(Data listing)
##########

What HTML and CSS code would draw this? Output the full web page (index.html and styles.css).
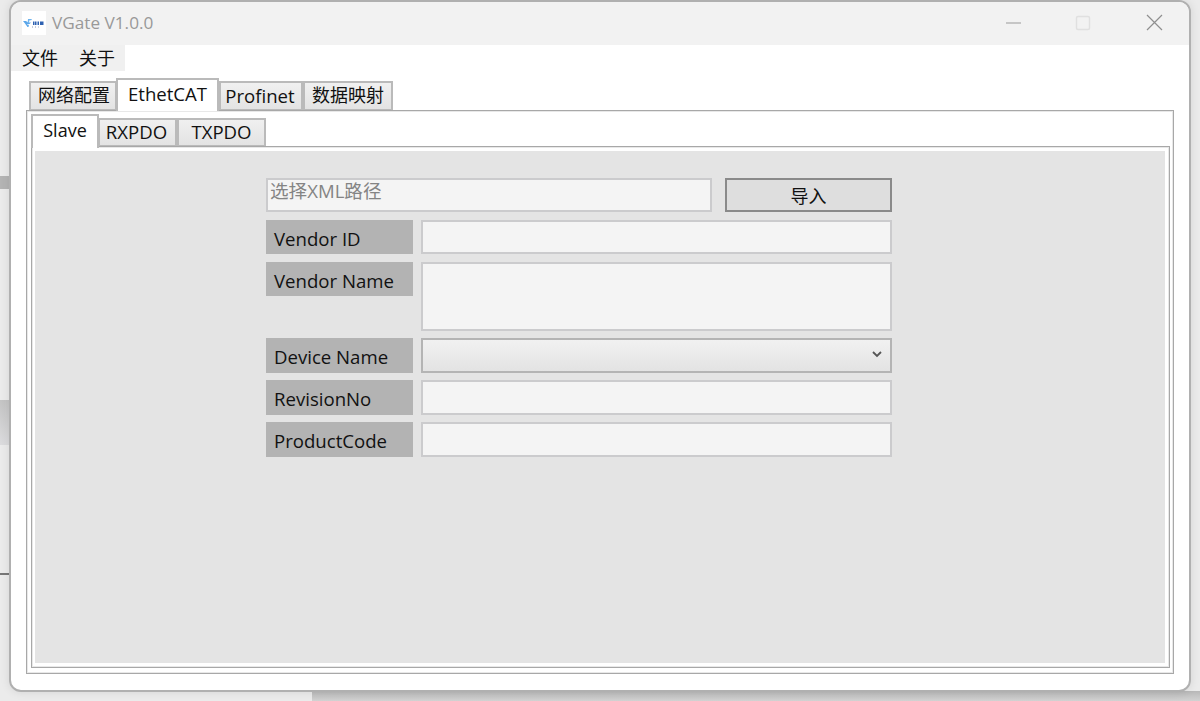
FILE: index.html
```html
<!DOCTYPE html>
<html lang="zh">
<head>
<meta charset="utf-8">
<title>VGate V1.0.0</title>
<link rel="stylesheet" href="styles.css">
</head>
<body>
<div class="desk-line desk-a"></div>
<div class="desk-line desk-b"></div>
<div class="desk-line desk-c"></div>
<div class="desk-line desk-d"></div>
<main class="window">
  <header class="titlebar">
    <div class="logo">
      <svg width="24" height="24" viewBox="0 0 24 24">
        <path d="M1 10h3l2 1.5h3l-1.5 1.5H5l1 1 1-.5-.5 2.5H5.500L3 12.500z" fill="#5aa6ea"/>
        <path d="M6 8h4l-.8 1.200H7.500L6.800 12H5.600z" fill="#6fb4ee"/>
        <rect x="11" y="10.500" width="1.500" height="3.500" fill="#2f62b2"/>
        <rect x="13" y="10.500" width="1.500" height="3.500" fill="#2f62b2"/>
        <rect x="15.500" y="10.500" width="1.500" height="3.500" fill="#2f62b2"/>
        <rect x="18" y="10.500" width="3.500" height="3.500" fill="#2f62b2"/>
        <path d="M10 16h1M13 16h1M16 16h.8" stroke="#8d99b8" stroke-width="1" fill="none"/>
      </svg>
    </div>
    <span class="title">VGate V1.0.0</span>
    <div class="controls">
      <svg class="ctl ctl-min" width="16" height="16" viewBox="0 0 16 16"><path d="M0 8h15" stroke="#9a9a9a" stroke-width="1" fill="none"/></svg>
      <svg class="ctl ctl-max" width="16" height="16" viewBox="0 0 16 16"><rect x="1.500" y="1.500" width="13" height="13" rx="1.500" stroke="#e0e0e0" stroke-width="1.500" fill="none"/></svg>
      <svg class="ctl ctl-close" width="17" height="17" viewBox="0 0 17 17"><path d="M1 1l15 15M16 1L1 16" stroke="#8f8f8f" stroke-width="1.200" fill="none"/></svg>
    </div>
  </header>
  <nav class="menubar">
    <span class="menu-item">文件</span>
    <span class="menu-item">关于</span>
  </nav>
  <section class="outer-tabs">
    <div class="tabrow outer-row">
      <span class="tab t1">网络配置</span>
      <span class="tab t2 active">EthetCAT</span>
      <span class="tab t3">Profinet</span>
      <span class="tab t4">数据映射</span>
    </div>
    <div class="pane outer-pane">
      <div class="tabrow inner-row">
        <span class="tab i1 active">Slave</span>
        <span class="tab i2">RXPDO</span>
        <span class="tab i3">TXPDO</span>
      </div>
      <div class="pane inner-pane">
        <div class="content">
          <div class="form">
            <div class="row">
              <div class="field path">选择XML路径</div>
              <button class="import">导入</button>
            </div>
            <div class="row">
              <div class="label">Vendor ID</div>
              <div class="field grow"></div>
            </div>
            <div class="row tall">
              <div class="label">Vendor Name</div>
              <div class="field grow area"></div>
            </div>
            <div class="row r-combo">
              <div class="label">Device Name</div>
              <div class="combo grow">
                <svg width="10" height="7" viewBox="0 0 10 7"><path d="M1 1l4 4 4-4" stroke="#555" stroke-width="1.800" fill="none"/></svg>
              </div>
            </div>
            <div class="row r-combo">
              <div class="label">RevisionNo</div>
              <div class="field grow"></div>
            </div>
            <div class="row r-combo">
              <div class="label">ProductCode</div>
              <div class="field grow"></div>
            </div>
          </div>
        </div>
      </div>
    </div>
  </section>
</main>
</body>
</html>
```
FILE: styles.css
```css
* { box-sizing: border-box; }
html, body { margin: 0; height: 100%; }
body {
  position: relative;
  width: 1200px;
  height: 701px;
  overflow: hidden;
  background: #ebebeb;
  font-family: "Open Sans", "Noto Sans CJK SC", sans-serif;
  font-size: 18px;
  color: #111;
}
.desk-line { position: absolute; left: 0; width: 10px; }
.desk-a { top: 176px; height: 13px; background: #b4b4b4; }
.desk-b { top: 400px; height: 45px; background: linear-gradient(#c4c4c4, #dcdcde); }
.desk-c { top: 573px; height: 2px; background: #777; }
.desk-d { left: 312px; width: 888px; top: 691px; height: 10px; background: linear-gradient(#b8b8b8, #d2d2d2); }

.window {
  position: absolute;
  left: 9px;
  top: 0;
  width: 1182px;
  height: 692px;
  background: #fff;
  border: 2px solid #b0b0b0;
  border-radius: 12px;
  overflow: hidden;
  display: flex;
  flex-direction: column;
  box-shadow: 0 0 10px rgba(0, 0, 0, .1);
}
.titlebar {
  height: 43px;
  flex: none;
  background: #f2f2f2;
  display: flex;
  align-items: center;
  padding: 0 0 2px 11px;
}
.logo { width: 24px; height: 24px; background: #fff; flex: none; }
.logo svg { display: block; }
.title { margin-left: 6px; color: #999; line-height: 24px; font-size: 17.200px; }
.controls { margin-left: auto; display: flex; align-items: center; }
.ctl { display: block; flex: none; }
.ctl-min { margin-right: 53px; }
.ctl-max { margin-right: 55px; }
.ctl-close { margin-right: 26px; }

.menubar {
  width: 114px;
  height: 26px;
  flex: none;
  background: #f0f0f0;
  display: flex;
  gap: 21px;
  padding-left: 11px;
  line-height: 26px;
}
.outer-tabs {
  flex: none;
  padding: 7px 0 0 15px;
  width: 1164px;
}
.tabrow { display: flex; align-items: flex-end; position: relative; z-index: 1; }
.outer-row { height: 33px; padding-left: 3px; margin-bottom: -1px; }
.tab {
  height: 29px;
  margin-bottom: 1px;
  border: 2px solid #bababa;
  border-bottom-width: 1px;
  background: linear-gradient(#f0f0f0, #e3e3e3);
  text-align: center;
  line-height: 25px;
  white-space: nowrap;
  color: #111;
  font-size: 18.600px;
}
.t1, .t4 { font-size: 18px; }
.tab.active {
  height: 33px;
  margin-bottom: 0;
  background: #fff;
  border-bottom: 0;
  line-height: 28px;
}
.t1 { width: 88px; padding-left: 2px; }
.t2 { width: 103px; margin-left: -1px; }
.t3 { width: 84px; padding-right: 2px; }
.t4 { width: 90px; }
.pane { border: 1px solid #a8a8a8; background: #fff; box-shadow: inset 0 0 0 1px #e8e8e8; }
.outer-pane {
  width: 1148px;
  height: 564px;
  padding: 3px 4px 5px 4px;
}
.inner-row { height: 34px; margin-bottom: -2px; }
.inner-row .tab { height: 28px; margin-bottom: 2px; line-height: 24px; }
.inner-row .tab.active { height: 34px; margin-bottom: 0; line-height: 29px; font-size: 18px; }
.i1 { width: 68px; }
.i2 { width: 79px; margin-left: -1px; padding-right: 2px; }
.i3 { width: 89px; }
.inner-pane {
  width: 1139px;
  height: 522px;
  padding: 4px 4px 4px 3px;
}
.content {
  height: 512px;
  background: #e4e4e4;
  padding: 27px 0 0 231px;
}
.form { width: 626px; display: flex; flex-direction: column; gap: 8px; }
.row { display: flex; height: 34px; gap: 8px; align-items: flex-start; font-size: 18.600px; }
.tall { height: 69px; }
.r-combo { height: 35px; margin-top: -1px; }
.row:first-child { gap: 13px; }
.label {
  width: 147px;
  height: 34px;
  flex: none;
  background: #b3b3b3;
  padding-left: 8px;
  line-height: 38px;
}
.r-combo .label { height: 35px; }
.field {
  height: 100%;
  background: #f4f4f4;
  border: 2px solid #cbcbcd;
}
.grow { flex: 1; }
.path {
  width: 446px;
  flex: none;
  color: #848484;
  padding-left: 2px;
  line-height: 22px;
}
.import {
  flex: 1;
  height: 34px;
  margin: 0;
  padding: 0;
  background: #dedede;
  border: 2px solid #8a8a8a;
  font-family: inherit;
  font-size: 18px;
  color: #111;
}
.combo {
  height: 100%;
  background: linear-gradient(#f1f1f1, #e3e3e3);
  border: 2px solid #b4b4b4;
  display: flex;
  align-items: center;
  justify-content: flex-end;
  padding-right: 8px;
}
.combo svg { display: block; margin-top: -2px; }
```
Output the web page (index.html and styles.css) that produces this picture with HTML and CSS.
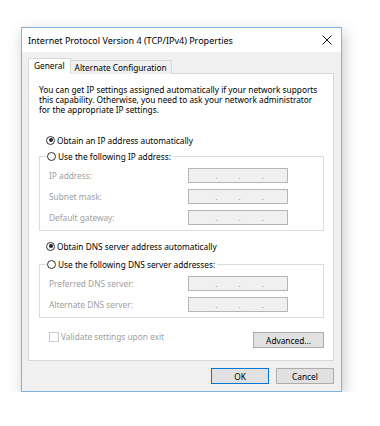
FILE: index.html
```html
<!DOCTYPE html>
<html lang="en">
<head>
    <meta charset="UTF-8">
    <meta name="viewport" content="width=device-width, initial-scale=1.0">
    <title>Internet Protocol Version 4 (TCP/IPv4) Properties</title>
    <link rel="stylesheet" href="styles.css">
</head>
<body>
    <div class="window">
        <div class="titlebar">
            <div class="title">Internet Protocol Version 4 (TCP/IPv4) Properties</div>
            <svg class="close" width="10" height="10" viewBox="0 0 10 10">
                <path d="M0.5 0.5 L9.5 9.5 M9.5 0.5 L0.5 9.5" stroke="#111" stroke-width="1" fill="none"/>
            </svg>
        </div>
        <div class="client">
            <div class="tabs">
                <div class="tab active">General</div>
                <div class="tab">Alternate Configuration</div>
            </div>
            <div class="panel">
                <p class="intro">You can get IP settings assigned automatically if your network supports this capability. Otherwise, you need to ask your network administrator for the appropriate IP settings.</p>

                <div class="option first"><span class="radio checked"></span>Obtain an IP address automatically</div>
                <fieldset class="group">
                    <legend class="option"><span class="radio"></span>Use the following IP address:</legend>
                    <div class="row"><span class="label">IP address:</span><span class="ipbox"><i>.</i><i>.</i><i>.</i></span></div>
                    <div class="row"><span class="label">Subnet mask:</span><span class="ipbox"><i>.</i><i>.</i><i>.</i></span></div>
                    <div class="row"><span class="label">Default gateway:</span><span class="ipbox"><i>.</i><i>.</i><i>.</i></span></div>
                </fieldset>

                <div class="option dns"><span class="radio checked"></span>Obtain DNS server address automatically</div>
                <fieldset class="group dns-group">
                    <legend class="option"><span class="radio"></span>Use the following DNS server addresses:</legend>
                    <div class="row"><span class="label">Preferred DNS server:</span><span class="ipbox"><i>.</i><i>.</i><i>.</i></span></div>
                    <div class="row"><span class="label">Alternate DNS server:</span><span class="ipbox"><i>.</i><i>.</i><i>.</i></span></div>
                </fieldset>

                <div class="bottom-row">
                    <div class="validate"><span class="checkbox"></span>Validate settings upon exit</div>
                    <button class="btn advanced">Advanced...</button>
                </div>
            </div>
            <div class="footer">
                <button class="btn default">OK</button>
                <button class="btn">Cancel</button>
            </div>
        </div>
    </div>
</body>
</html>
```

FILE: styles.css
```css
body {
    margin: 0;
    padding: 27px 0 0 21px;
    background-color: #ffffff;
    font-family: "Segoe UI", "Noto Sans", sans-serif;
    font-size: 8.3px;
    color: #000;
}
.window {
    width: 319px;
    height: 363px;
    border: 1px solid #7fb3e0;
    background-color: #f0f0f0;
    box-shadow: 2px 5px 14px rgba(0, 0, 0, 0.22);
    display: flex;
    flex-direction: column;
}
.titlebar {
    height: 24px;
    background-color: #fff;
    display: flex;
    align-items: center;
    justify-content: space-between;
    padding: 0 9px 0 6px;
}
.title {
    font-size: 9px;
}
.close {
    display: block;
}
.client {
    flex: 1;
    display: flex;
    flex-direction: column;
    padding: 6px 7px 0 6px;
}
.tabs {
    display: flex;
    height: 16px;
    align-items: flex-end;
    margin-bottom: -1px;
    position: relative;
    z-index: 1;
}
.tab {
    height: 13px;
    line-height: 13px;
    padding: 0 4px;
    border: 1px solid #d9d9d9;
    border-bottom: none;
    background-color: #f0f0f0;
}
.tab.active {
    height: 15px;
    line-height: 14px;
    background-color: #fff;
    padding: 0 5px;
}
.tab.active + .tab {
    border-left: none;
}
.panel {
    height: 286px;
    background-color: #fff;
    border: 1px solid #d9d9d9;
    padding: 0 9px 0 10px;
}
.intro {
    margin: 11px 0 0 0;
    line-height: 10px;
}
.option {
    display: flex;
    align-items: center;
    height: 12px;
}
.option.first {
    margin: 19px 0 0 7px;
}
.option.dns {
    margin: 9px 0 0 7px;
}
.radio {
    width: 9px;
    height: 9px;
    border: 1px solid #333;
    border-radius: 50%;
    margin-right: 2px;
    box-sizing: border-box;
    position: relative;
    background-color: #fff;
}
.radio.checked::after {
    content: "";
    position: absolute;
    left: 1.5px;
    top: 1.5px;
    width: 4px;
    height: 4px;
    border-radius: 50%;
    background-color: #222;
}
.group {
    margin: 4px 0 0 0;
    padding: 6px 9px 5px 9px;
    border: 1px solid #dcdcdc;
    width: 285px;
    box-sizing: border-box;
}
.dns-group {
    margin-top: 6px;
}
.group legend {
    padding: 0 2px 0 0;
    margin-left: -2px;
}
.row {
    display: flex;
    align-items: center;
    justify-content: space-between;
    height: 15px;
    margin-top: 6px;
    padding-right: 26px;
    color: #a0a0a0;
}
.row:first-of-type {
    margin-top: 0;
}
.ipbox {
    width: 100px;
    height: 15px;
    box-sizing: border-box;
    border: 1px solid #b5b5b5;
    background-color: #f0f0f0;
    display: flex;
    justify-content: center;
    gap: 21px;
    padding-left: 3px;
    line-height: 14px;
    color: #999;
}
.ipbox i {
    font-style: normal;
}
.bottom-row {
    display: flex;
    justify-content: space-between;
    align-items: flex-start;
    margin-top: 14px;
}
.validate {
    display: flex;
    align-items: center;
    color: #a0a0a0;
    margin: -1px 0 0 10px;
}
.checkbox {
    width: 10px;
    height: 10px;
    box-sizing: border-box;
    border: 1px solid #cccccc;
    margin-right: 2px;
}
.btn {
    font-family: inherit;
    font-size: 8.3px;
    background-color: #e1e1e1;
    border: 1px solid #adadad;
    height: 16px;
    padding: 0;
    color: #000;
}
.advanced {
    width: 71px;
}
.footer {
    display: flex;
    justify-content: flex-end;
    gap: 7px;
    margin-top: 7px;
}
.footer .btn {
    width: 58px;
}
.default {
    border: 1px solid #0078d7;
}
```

##########

[What you have to do]: Scan the material above for the word "Output". Copy each line where it occurs.

[Solution for this problem]:
What HTML and CSS code would draw this? Output the full web page (index.html and styles.css).
Output the web page (index.html and styles.css) that produces this picture with HTML and CSS.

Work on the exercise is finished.